Regarding Harold Johnson, the fact that a light heavyweight champion could move up for a fight, beat the then #2 heavyweight contender Machen on points, and then move back down and defend his light heavyweight title shows how weak the early 1960s heavyweight era was compared to today. Light heavyweight champs haven't moved up and beat heavyweight contenders and then gone back down to light heavyweight to defend at 175 in a VERY long time. This century is 25 years on, and one guy (Roy Jones) has done it. And he wasn't any good when he went back down, because he had to get juiced to the gills to pull of the heavyweight win. The gap between the top heavys and the top light heavys is too extreme these days. For the life of me, I don't even recall the last time someone weighing in the 180s knocked off a top heavyweight contender. And I've been watching boxing live since the mid 70s. (Roy Jones even weighed in the 190s. He wasn't 181, like Johnson was against Machen.) It's been a really long time.
Good point .Beterbiev was asked if he would fight Usyk now ,he said definitely not,Usyk is much too big for him now.
What relevance has this to anything we are we talking about? The average weight of the champion and his ten contenders at the end of 1962 was 198lbs,that is the main reason nobody does what Harold Johnson did,not the quality of the respective contenders . The quality of most of the 62 top ten is superior to todays imo Patterson.Liston,Machen ,Folley,Johansson,Williams and a young Ali. That isn't to say they would all beat todays heavies,just that, by and large they were more talented skill wise. Those that deny size matters, if all other things are equal,do so for one reason. They deny the laws of physics ,to advance their case for a small heavyweight of bygone days,in doing so they are deluded and blinded by hero worship. You don't drive a Red Audi okay,a Grey Mercedes is currently parked outside my house,are you in it?
And the point? Other than the obvious one that men have gotten a lot bigger in the last couple of generations, and so what exactly does a size comparison across time mean? Machen was much closer to Johnson in size than, let's say, Joshua is to Usyk. This doesn't tell us anything about the skills or greatness of the fighters. Only that modern guys are so much bigger they probably could win without being very good. Except no active fighter is going to beat Harold Johnson or Eddie Machen. The world of those men is gone and no modern man can go back to it. It is like arguing that some modern second or third tier army would dominate World War II armies because of modern weaponry.

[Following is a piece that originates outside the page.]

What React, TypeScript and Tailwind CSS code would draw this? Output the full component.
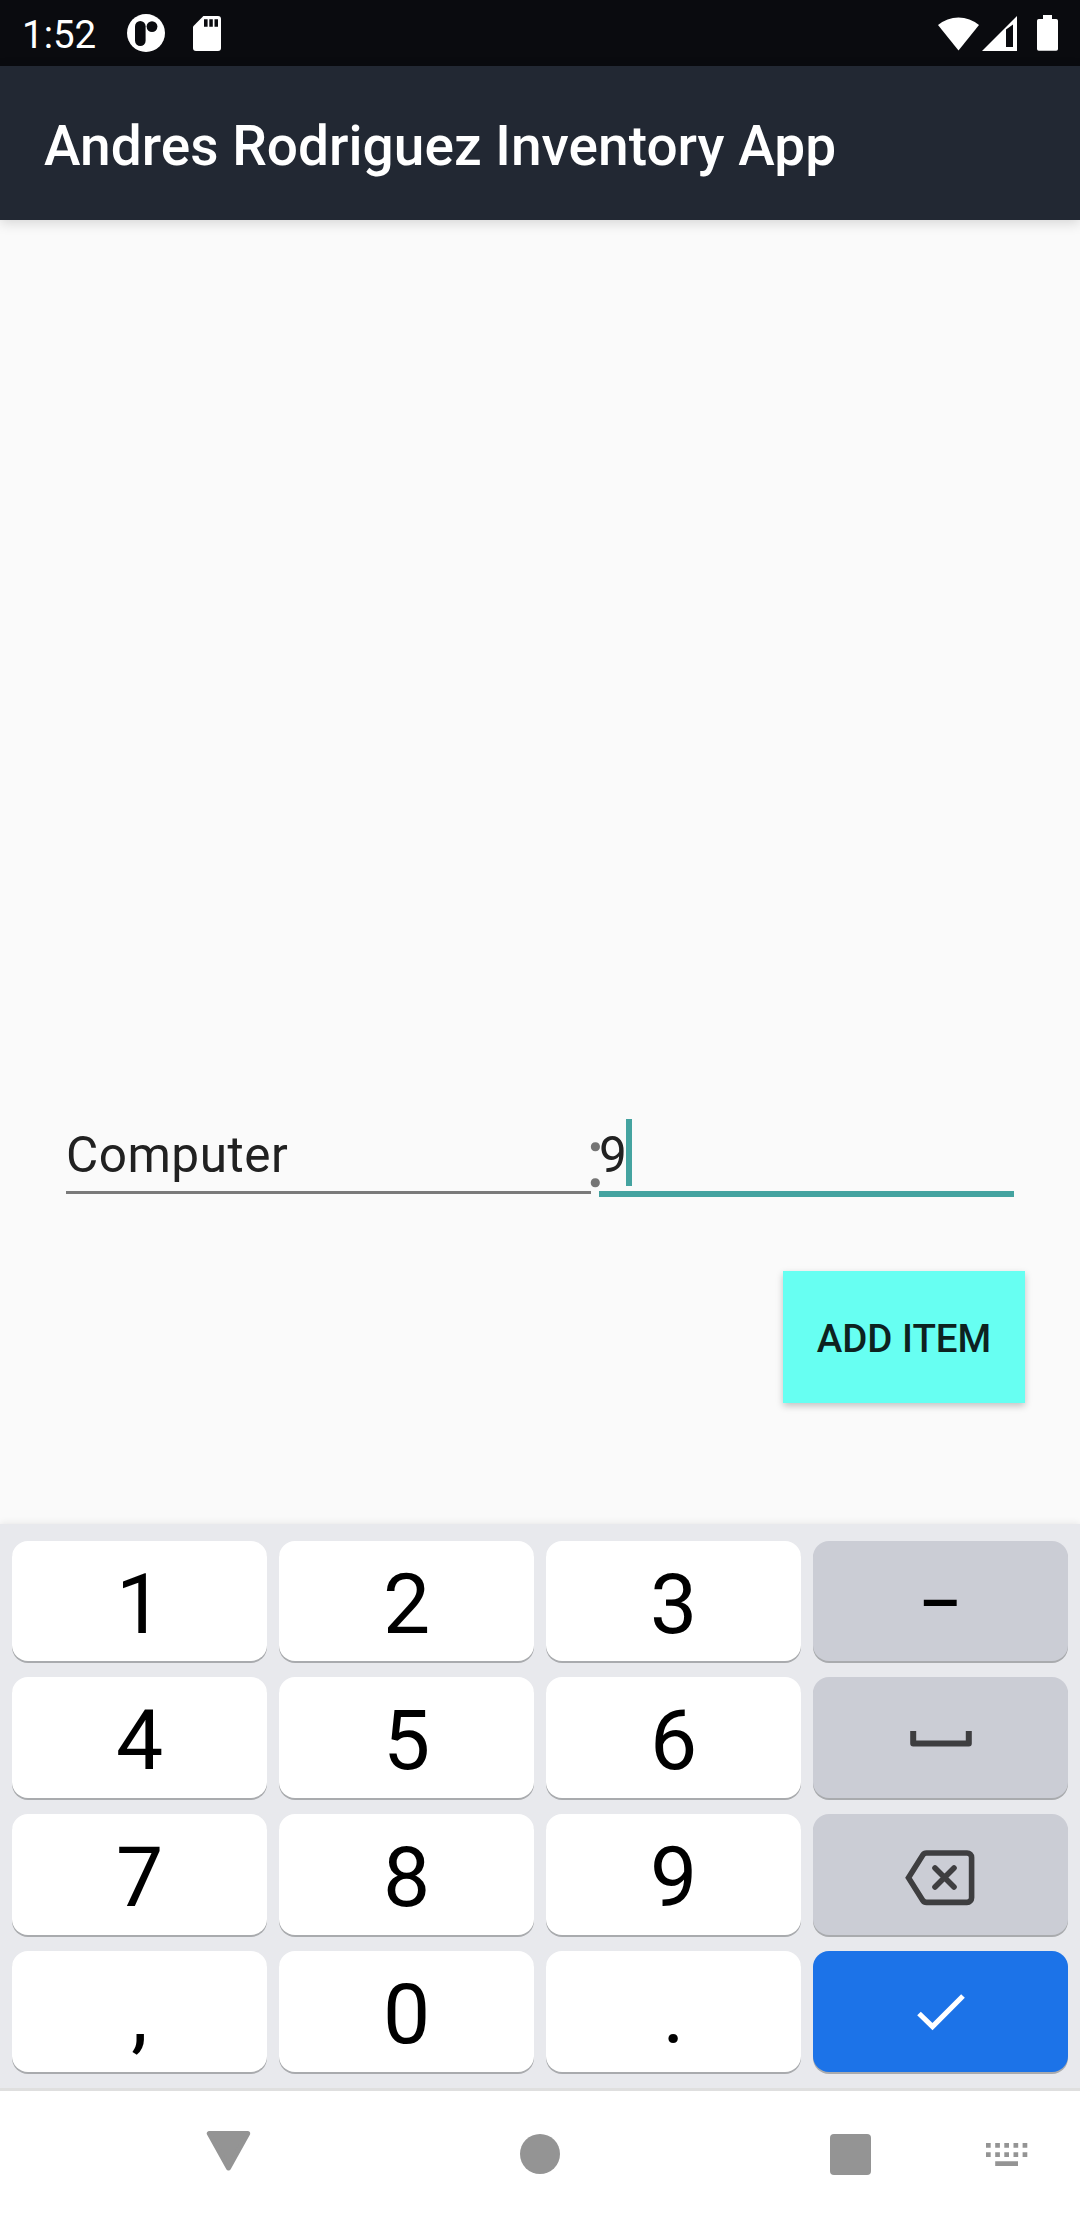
import type { ReactNode } from "react";

function StatusBar() {
  return (
    <div className="flex h-[66px] items-center justify-between bg-[#0a0b0f] pl-[22px] pr-[22px] text-white">
      <div className="flex items-center">
        <span className="w-[105px] pt-[4px] text-[38.5px] leading-[66px]">1:52</span>
        <svg className="h-[38px] w-[38px]" viewBox="0 0 38 38">
          <circle cx="19" cy="19" r="19" fill="#fff" />
          <rect x="8" y="7" width="10.6" height="25" rx="5.3" fill="#0a0b0f" />
          <circle cx="25" cy="12.6" r="5.4" fill="#0a0b0f" />
        </svg>
        <svg className="ml-[28px] h-[35px] w-[28px]" viewBox="0 0 28 35">
          <path
            fill="#fff"
            d="M10.4 0H25a3 3 0 0 1 3 3V32a3 3 0 0 1-3 3H3a3 3 0 0 1-3-3V10.6z"
          />
          <path fill="#0a0b0f" d="M11 3.3h3.6v7.4H11zM16.3 3.3h3.5v7.4h-3.5zM21.5 3.3H25v7.4h-3.5z" />
        </svg>
      </div>
      <div className="flex items-center">
        <svg className="h-[35px] w-[41px]" viewBox="0 0 41 35">
          <path fill="#fff" d="M0 9A32 32 0 0 1 41 9L20.500 34.500z" />
        </svg>
        <svg className="ml-[3px] h-[35px] w-[35px]" viewBox="0 0 35 35">
          <path fill="#fff" fillRule="evenodd" d="M0 35L35 0V35zM24 13.500V31H31V8.500z" />
        </svg>
        <svg className="ml-[20px] h-[36px] w-[21px]" viewBox="0 0 21 36">
          <path
            fill="#fff"
            d="M6 0h9v4h4.200a1.800 1.800 0 0 1 1.800 1.800V34a1.800 1.800 0 0 1-1.800 1.800H1.800A1.800 1.800 0 0 1 0 34V5.800A1.800 1.800 0 0 1 1.800 4H6z"
          />
        </svg>
      </div>
    </div>
  );
}

function Form() {
  return (
    <main className="flex flex-1 flex-col">
      <div className="mt-[899px] flex h-[79px] pl-[66px]">
        <div className="flex h-[75px] w-[525px] flex-col border-b-[3px] border-[#7a7a7a]">
          <span className="text-[49.5px] leading-[73px] tracking-[0.5px] text-[#212121]">Computer</span>
        </div>
        <div className="relative w-[8px]">
          <span className="absolute left-[-4px] top-[-7px] text-[80px] font-light leading-[95px] text-[#757575] [-webkit-text-stroke:2.5px_#757575]">
            :
          </span>
        </div>
        <div className="relative flex h-[78px] w-[415px] items-start border-b-[6px] border-[#44a3a0]">
          <span className="text-[49.5px] leading-[73px] text-[#212121]">9</span>
          <span className="-ml-px h-[67px] w-[6px] bg-[#44a3a0]" />
        </div>
      </div>
      <button className="mt-[73px] ml-[783px] h-[132px] w-[242px] bg-[#67fff2] pt-[3px] text-[38.5px] font-medium text-[#0d2220] shadow-[0_3px_7px_rgba(0,0,0,0.22)]">
        ADD ITEM
      </button>
    </main>
  );
}

function Key({ tone = "light", children }: { tone?: "light" | "grey" | "blue"; children: ReactNode }) {
  const bg = tone === "light" ? "bg-white" : tone === "grey" ? "bg-[#cbcdd5]" : "bg-[#1c73e8]";
  return (
    <button
      className={`flex items-center justify-center rounded-[16px] text-[84px] leading-[114px] text-black shadow-[0_2px_0_#a9abae] ${bg}`}
    >
      {children}
    </button>
  );
}

function Digit({ children }: { children: ReactNode }) {
  return (
    <Key>
      <span className="pt-[7px]">{children}</span>
    </Key>
  );
}

function Keyboard() {
  return (
    <section className="h-[564px] bg-[#e8e9ed] px-3 pt-[17px] shadow-[0_-1px_7px_rgba(0,0,0,0.08)]">
      <div className="grid grid-cols-4 grid-rows-[120px_121px_121px_121px] gap-x-3 gap-y-4">
        <Digit>1</Digit>
        <Digit>2</Digit>
        <Digit>3</Digit>
        <Key tone="grey">
          <span className="scale-x-[0.8] pt-[7px]">–</span>
        </Key>
        <Digit>4</Digit>
        <Digit>5</Digit>
        <Digit>6</Digit>
        <Key tone="grey">
          <svg className="mt-[2px] h-[17px] w-[62px]" viewBox="0 0 62 17">
            <path d="M3.200 1V13.500H58.800V1" fill="none" stroke="#3e3e40" strokeWidth="6" strokeLinejoin="round" />
          </svg>
        </Key>
        <Digit>7</Digit>
        <Digit>8</Digit>
        <Digit>9</Digit>
        <Key tone="grey">
          <svg className="mt-[7px] mr-[2px] h-[56px] w-[70px]" viewBox="0 0 70 56">
            <g fill="none" stroke="#3e3e40" strokeWidth="5.600">
              <path d="M21.500 3H62a4.600 4.600 0 0 1 4.600 4.600V47.800a4.600 4.600 0 0 1-4.600 4.600H21.500a4.500 4.500 0 0 1-3.700-2L3.500 27.700L17.800 5a4.500 4.500 0 0 1 3.700-2z" />
              <path d="M30 18L49 37M49 18L30 37" strokeLinecap="round" />
            </g>
          </svg>
        </Key>
        <Digit>,</Digit>
        <Digit>0</Digit>
        <Digit>.</Digit>
        <Key tone="blue">
          <svg className="mt-px h-[38px] w-[50px]" viewBox="0 0 50 38">
            <path d="M3 20.500L16.500 33.500L47 3" fill="none" stroke="#fff" strokeWidth="5.200" />
          </svg>
        </Key>
      </div>
    </section>
  );
}

function NavBar() {
  return (
    <nav className="flex h-[132px] border-t-[3px] border-[#dfdfdf] bg-white pl-[206px]">
      <svg className="mt-[40px] h-[40px] w-[45px]" viewBox="0 0 45 40">
        <path
          fill="#949494"
          stroke="#949494"
          strokeWidth="5"
          strokeLinejoin="round"
          d="M3.300 2.500H41.700L22.500 37z"
        />
      </svg>
      <span className="ml-[269px] mt-[43px] h-[40px] w-[40px] rounded-full bg-[#949494]" />
      <span className="ml-[270px] mt-[43px] h-[41px] w-[41px] rounded-[4px] bg-[#949494]" />
      <svg className="ml-[115px] mt-[52px] h-[23px] w-[42px]" viewBox="0 0 42 23">
        <path
          fill="#949494"
          d="M0 0h4.700v4.700H0zM9.200 0h4.700v4.700H9.200zM18.300 0H23v4.700h-4.700zM27.500 0h4.700v4.700h-4.700zM36.600 0h4.700v4.700h-4.700zM0 9.200h4.700v4.700H0zM9.200 9.200h4.700v4.700H9.200zM18.300 9.200H23v4.700h-4.700zM27.500 9.200h4.700v4.700h-4.700zM36.600 9.200h4.700v4.700h-4.700zM9.200 18.300H32V23H9.200z"
        />
      </svg>
    </nav>
  );
}

export default function App() {
  return (
    <div className="flex h-[2220px] w-[1080px] flex-col overflow-hidden bg-[#fafafa] font-['Roboto',sans-serif]">
      <StatusBar />
      <header className="flex h-[154px] items-center bg-[#222833] pl-[44px] shadow-[0_3px_12px_rgba(0,0,0,0.15)]">
        <h1 className="pt-[6px] text-[55px] font-medium leading-[64px] tracking-[0.03px] text-white">
          Andres Rodriguez Inventory App
        </h1>
      </header>
      <Form />
      <Keyboard />
      <NavBar />
    </div>
  );
}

True, but what is the point? That doesn't mean they have accomplished or will accomplish what a given World War II army did.
It was stated and I am obviously correct- those who use size as a metric do so for the Marcianos of the history, and not the Listons. Liston IS the small heavyweight of the past, as were the guys he beat...but no one brings that up with Sonny.
Marciano was sub 190 pounds, Liston was 210 plus, like Holmes and Ali. Tyson was just over 215 when he beat Holmes. Usyk is the small heavyweight of today. He's come from being an in ring 206-208 pound cruiserweight.
People often bring up that he was Holyfield / Usyk sized (maybe in weight) but neglect that Holyfield etc fought a totally different way for that reason - Williams and Valdez are not “passes” to compete with Lennox, Tyson and Vitali etc he was a lumbering oversized and slow guy, one who fought like a big guy and didn’t look like he carried the weight well he was tight as hell.
Liston was said to look bigger in person than his weight would suggest, and although his legs weren't particularly heavy his upper body was massive and he resembled a football player or a weightlifter. I remember seeing a story in The Denver Post in which 250-pound football star Cookie Gilchrist and Liston were in the same room looking comparable in size. There's a moment in the Leotis Martin fight where he's facing away from the camera and you can see the unusual breadth, definition and musculature of his back. As someone who grew up in his era, it's a little strange to hear him described now as a small heavyweight.
Yes, but the point is that the guys that he beat do not size up with today's "super-heavies," a point which is CONSTANTLY brought up with Marciano, NEVER with Liston. So how you rate his competition depends largely on which sets of standards you are applying. If you are comfortable with a heavyweight champion's four bets wins being over a guy that is 189, 194, 196 and 198, then well and good. By the way, I am good with is, as I have said. It's just that there is this kind of size fetish thing out there, and Liston would definitely be on the wrong side of it with the real quality guys that he beat being diminutive.